The release_monitor skill is a good example: it calls the version-based failure analysis, traces the most critical failing tests individually, fetches the git diff between the last-passing version and the current one, and writes a comprehensive markdown report. None of those tools individually answers “is this deployment safe?” — but the skill does.

When I think about what made the investment worthwhile, it’s not the tool count, it’s that every common investigation pattern now has a skill. The list of things Claude can do end-to-end without me guiding it through each step is what changed the daily experience.

Keep Skills Narrow and Composable #

Early versions of the skills were too broad — one skill that tried to handle “any production issue” would balloon into a decision tree that was hard to maintain and inconsistent in behavior.

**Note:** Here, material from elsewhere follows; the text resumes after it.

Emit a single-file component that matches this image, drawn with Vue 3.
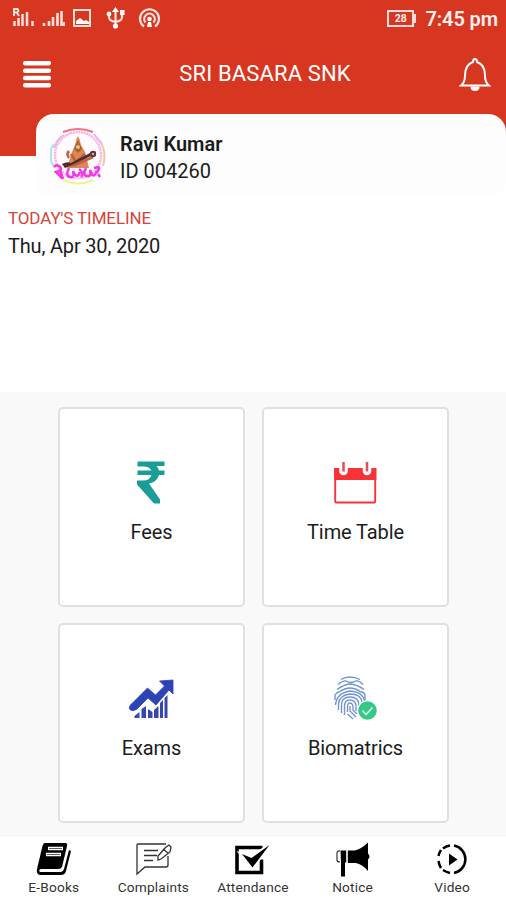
<script setup>
const prints = [
  'M341 679.500q4-2.500 9-2.500t10 2.500',
  'M338 684.500q5-4 8-3.500 5 3 10 0 3-.5 7 3.500',
  'M337 689.500q7-5 13-5.500 7 .5 14 5.500',
  'M335 700v-5q2-3 4-3 6-4 11-4t11 4q3 0 4 3v5',
  'M335.500 705q1-12 14.500-14 14 1 15 12',
  'M338.500 710v-6q1-9 11.500-10 11 0 12 8',
  'M341.500 713v-8q0-8 8.500-8t9 8v1',
  'M344.500 715v-9q0-6 5.500-6t6 6v5',
  'M347.500 712v-5q0-4 2.500-4t3 4v3l4 4',
  'M350 706v5l6 6',
  'M347.500 714l5.500 5'
]
</script>

<template>
  <main class="screen">
    <section class="hero">
      <div class="status">
        <svg class="status-icons" viewBox="0 0 170 37" fill="none" stroke="#ffe1dc">
          <path d="M14.500 26v-5M18.500 26v-8M22.500 26V14M27 26V12M32.500 26v-5" stroke-width="2.500" />
          <path d="M14 16V9h3.500q2 2-.5 3.500h-3M17 13l2 3" stroke-width="2" />
          <path d="M44 26v-3M49 26v-5M53 26v-9M57.500 26V13M61.500 26V11" stroke-width="2.600" />
          <path d="M61 25h3v-3" stroke-width="1.800" />
          <path d="M74 10h16v16H74z" stroke-width="2" />
          <path d="M76 24v-3l4-3 4 3 2-1 3 2v2z" fill="#fff" stroke="none" />
          <path d="M115.500 10v17M109 14v3q0 4 6.500 5 6.500-1 6.500-5v-4" stroke-width="2.200" />
          <path d="M112 12l3.500-5 3.500 5z" fill="#fff" stroke="none" />
          <g fill="#fff" stroke="none"><circle cx="109" cy="14" r="2.400" /><circle cx="115.500" cy="26" r="2.600" /><path d="M120 10h4.500v5H120z" /></g>
          <path d="M144 26.500a9.500 9.500 0 1 1 11 0M145.500 22.500a5.300 5.300 0 1 1 8 0" stroke-width="2.200" />
          <path d="M147 27l1-5h3l1 5z" fill="#fff" stroke="none" /><circle cx="149.500" cy="19" r="2.300" fill="#fff" stroke="none" />
        </svg>
        <div class="clock">
          <span class="battery"><span class="level">28</span><i class="cap"></i></span>
          <span class="time">7:45 pm</span>
        </div>
      </div>
      <header class="bar">
        <svg class="menu" viewBox="0 0 30 28" fill="#fff"><rect x="1" y="0" width="28" height="4.600" rx="2" /><rect x="1" y="7.400" width="28" height="4.600" rx="2" /><rect x="1" y="14.700" width="28" height="4.600" rx="2" /><rect x="1" y="22" width="28" height="4.600" rx="2" /></svg>
        <h1>SRI BASARA SNK</h1>
        <svg class="bell" viewBox="0 0 32 36" fill="none" stroke="#fff" stroke-width="2"><path d="M2 28.500h28q-4-3-4-10c0-7-2-11.500-8-13.500 0-4-4-4-4 0-6 2-8 6.500-8 13.500q0 7-4 10z" /><path d="M11.500 29.500h9q0 4.500-4.500 4.500t-4.500-4.500z" fill="#fff" stroke="none" /></svg>
      </header>
      <div class="profile">
        <svg class="avatar" viewBox="49 127 58 58" fill="none">
          <circle cx="78" cy="156" r="27" fill="#fffafd" />
          <g stroke-width="2"><path d="M63 132q15-6 30 0" stroke="#ee7480" /><path d="M54 144l-3 5v12l3 6" stroke="#a9e6f0" /><path d="M100 141q7 11 3 25" stroke="#edc9a0" /><path d="M63 180q15 7 30 0" stroke="#f3f289" /><path d="M54 148q3-9 10-13M94 134l8 10" stroke="#e5b5e6" /></g>
          <circle cx="78" cy="155" r="23" stroke="#f7b5e8" stroke-width="2.500" stroke-dasharray="2 .7" />
          <path d="M67 168l5-16 3-7 1.500-6 1.500-3 1.500 3 1.500 6 4 7 4 16z" fill="#df8753" /><path d="M74 149l4-9 4 9-4 4z" fill="#a5652f" /><circle cx="78" cy="147" r="2" fill="#f0bd83" />
          <path d="M69 158q-3-4 0-7M71 154l5 8 9-8M64 166l11-1 18-8" stroke="#bd6142" stroke-width="2.600" />
          <path d="M62 164q5-3 9-1l21-11q5-2 3 2l-21 10-9 4z" fill="#4d2b32" /><circle cx="93" cy="154" r="3.200" fill="#5e3540" /><circle cx="93" cy="154" r="1.200" fill="#e8b0a0" />
          <g stroke="#f03ae6" stroke-width="2.600"><path d="M54 167q3-3 6 0t-4 5l6 6M60 170l3 9M69 168q-4 8 1 9t3-6q4 9 7 1M79 169q6 4 2 8M86 168q-4 7 1 8t3-6q3 9 6 3M94 168q6-2 5 1t-4 4M98 174l2 3" /></g>
        </svg>
        <div class="identity"><strong>Ravi Kumar</strong><span>ID 004260</span></div>
      </div>
    </section>

    <section class="timeline"><h2>TODAY'S TIMELINE</h2><p>Thu, Apr 30, 2020</p></section>

    <section class="tiles">
      <article class="tile">
        <svg viewBox="128.500 454 46 54"><path d="M138 461.500h27v4.500h-8q2 2 2.500 4.500h5.500v4.500h-5.500q-2 7-10 8.500l11 16v4h-6l-17-19v-4h6q7 0 8.500-5.500H138v-4.500h14q-2-4-8-4h-6z" fill="#1a9d96" /></svg>
        <span>Fees</span>
      </article>
      <article class="tile">
        <svg viewBox="332 454 46 54"><path d="M334 468h42.500v12H334z" fill="#f83338" /><path d="M335.200 479v22.500q0 1 1 1h38q1 0 1-1V479" fill="none" stroke="#f83338" stroke-width="1.900" /><g fill="none"><path d="M343.500 463v8M367 463v8" stroke="#fff" stroke-width="8.500" stroke-linecap="round" /><path d="M343.500 462v9.500M367 462v9.500" stroke="#e84d50" stroke-width="2.500" /></g></svg>
        <span>Time Table</span>
      </article>
      <article class="tile">
        <svg viewBox="128 670 46 54"><path d="M130.500 705l17-17 8 7 9-9-5-5 13.500-1v14l-4-4-13 15-8-7-11 11q-4 3-6.500 1t0-5z" fill="#2e43b5" stroke="#2e43b5" stroke-width=".8" stroke-linejoin="round" /><path d="M134.500 718v-2l5-4v6zM141.500 718v-9l4.500-3v12zM148 718v-9l4.500 3v6zM154 718v-8l4.500-4v12zM160 718v-15l3-3v18zM164.500 718v-20l3-3v23z" fill="#3548b2" /></svg>
        <span>Exams</span>
      </article>
      <article class="tile">
        <svg viewBox="332 670 46 54"><g fill="none" stroke="#6f94d0" stroke-width="1.350"><path v-for="line in prints" :key="line" :d="line" /></g><circle cx="367.500" cy="710.500" r="10.300" fill="#fff" /><circle cx="367.500" cy="710.500" r="9.300" fill="#35c886" /><path d="M362.500 710.500l3.500 4 6.500-7" fill="none" stroke="#c9ffe4" stroke-width="1.800" /></svg>
        <span>Biomatrics</span>
      </article>
    </section>

    <nav>
      <a><svg viewBox="34 840 40 38"><path d="M45 843h20q3 0 2 3l-5 21q-1 2-4 2H41q-3 1-1 3h20q3 0 4-3l5-19 2 1-5 20q-1 4-5 4H41q-5 0-4-6l5-21q1-5 3-5z" /><path d="M48 848.500h15M46 854.500h15" stroke="#fff" stroke-width="3.500" /><path d="M49 848.500h13M47 854.500h13" stroke="#333" stroke-width=".8" /></svg><span>E-Books</span></a>
      <a><svg viewBox="133 840 40 38" fill="none" stroke="#333" stroke-width="1.300"><path d="M166 844h-28q-1 0-1 1v29l8-7h21q2 0 2-2v-9" /><path d="M144 850.500h14M144 855.500h13M144 860.500h9" /><path d="M158 856l8-9 3-2 2 2-1 5-9 7-3 1zM163 849l5 4" fill="#fff" /></svg><span>Complaints</span></a>
      <a><svg viewBox="233.500 840 40 38"><path d="M263 847.500h-25.500v25H262v-13" fill="none" stroke="#000" stroke-width="3.600" /><path d="M243 855l9 3 18-13-17 22z" stroke="#fff" stroke-width="4" fill="#fff" /><path d="M242.500 854l9.500 4 18-13-17 22.500z" /></svg><span>Attendance</span></a>
      <a><svg viewBox="333 840 40 38"><path d="M340.500 850.500h5.500v12h-1v14h-4v-14zM348 850.500h7q7-2 13-8v11q3 3 0 6v11.500q-6-7-12-8h-8z" /><path d="M340 851q-3-.5-3 2v7q0 2 3 2" fill="none" stroke="#222" stroke-width="1.100" /><path d="M347 850.500v12" stroke="#888" stroke-width=".8" /></svg><span>Notice</span></a>
      <a><svg viewBox="432 840 40 38" fill="none" stroke="#000" stroke-width="2.500"><path d="M454 845.500a14 14 0 0 1 0 27.500M450 845.500q-4 .5-7 3M441 850q-2 3-2.500 6M438.500 861q.5 4 2.500 7M443 870q3 2 7 3" /><path d="M449 853.500l8.500 6-8.500 6z" fill="#000" stroke="none" /></svg><span>Video</span></a>
    </nav>
  </main>
</template>

<style>
body { margin: 0; background: #fff; }
</style>
<style scoped>
.screen { width: 506px; height: 900px; overflow: hidden; display: flex; flex-direction: column; font-family: Roboto, sans-serif; color: #1b1b1b; background: #fff; }
.hero { height: 197px; background: linear-gradient(#d73621 0 156px, #fff 156px); }
.status { height: 37px; display: flex; justify-content: space-between; }
.status-icons { width: 170px; height: 37px; }
.clock { display: flex; align-items: center; gap: 9px; padding-right: 8px; color: #ffefed; }
.battery { display: flex; align-items: center; }
.level { box-sizing: border-box; width: 27px; height: 17px; border: 2px solid #ffdeda; font: bold 10.500px/14px Roboto, sans-serif; text-align: center; }
.cap { width: 2px; height: 9px; background: #ffdeda; }
.time { margin-top: 1px; font-size: 20px; font-weight: 600; line-height: 37px; letter-spacing: -.1px; white-space: nowrap; }
.bar { height: 77px; display: grid; grid-template-columns: 52px 1fr 52px; color: #fff; }
.menu { width: 30px; height: 28px; margin: 24px 0 0 22px; }
.bell { width: 32px; height: 36px; margin: 20px 0 0 5px; }
h1, h2, p { margin: 0; font-weight: 400; white-space: nowrap; }
h1 { text-align: center; padding-left: 24px; font-size: 22px; line-height: 73px; letter-spacing: .15px; }
.profile { margin-left: 36px; height: 83px; display: flex; background: #fdfdfd; border-radius: 18px; }
.avatar { width: 58px; height: 58px; margin: 13px 13px 0; }
.identity { display: flex; flex-direction: column; padding-top: 17px; font-size: 20px; line-height: 26.500px; }
.identity strong { font-weight: 600; }
.timeline { height: 195px; padding: 0 8px; box-sizing: border-box; }
h2 { padding-top: 9px; font-size: 17px; line-height: 24px; letter-spacing: -.12px; color: #d5443b; }
p { font-size: 20px; line-height: 32px; letter-spacing: -.18px; }
.tiles { height: 445px; padding: 15px 57px 15px 58px; box-sizing: border-box; display: grid; grid-template-columns: 187px 187px; grid-template-rows: 200px 200px; gap: 16px 17px; background: #f9f9f9; }
.tile { box-sizing: border-box; border: 2px solid #e0e0e0; border-radius: 5px; background: #fff; display: flex; flex-direction: column; align-items: center; padding-top: 45px; font-size: 20px; }
.tile svg { width: 46px; height: 54px; margin-right: 1px; }
.tile span { margin-top: 12px; line-height: 24px; letter-spacing: -.1px; white-space: nowrap; }
nav { height: 63px; display: grid; grid-template-columns: repeat(5, 99.600px); padding: 3px 4px 0; box-sizing: border-box; }
nav a { display: flex; flex-direction: column; align-items: center; }
nav svg { width: 40px; height: 38px; }
nav span { font-size: 13.700px; line-height: 18px; letter-spacing: .18px; color: #333; white-space: nowrap; }
</style>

The current approach: one skill per question type, each skill does one investigation pattern well. The ask-support-question skill handles support triage. The integration-test-report skill handles pre-deployment checks. The service-deploy-snapshot skill handles the before/after deployment health comparison. Narrow scope = predictable behavior = trustworthy output.

What Generalizes #

This architecture isn’t specific to my domain. The pattern applies to any team that has:

Specialized data stores with non-obvious field names, index patterns, or query conventions
Repetitive investigation workflows that involve multiple systems in a known order
Accumulated tribal knowledge about how things are wired that lives in people’s heads rather than in documentation
Schema or API docs that are authoritative but verbose — too large to paste into a prompt every time

The components you need to build:

MCP server — one TypeScript (or Python) project that registers tools with the MCP SDK
Tool categories — organize by the type of work they support (search, health, analysis, testing, schema)
Skills directory — Markdown files, one per investigation pattern, stored where Claude Code can find them
CLAUDE.md — project-level config that routes question types to skills and sets field conventions
A query/template library — for any domain involving structured queries, a living library of known-correct examples

The investment is upfront. Writing the first tool is slow — you have to figure out the right abstractions, decide what to hardcode vs. parameterize, understand the MCP tool registration API. Writing the tenth tool is fast. Writing the twentieth is trivial. The skills compound faster than the tools because each new skill can reuse existing tools in new combinations.

The result, after a few months of building: an AI assistant that doesn’t just answer questions but actively investigates them, using the same tools and following the same procedures a senior engineer on the team would use. Not because it’s smarter than before — but because it finally knows where everything is.

The Model Context Protocol specification and SDK are available at modelcontextprotocol.io. Claude Code’s CLAUDE.md documentation is at docs.anthropic.com.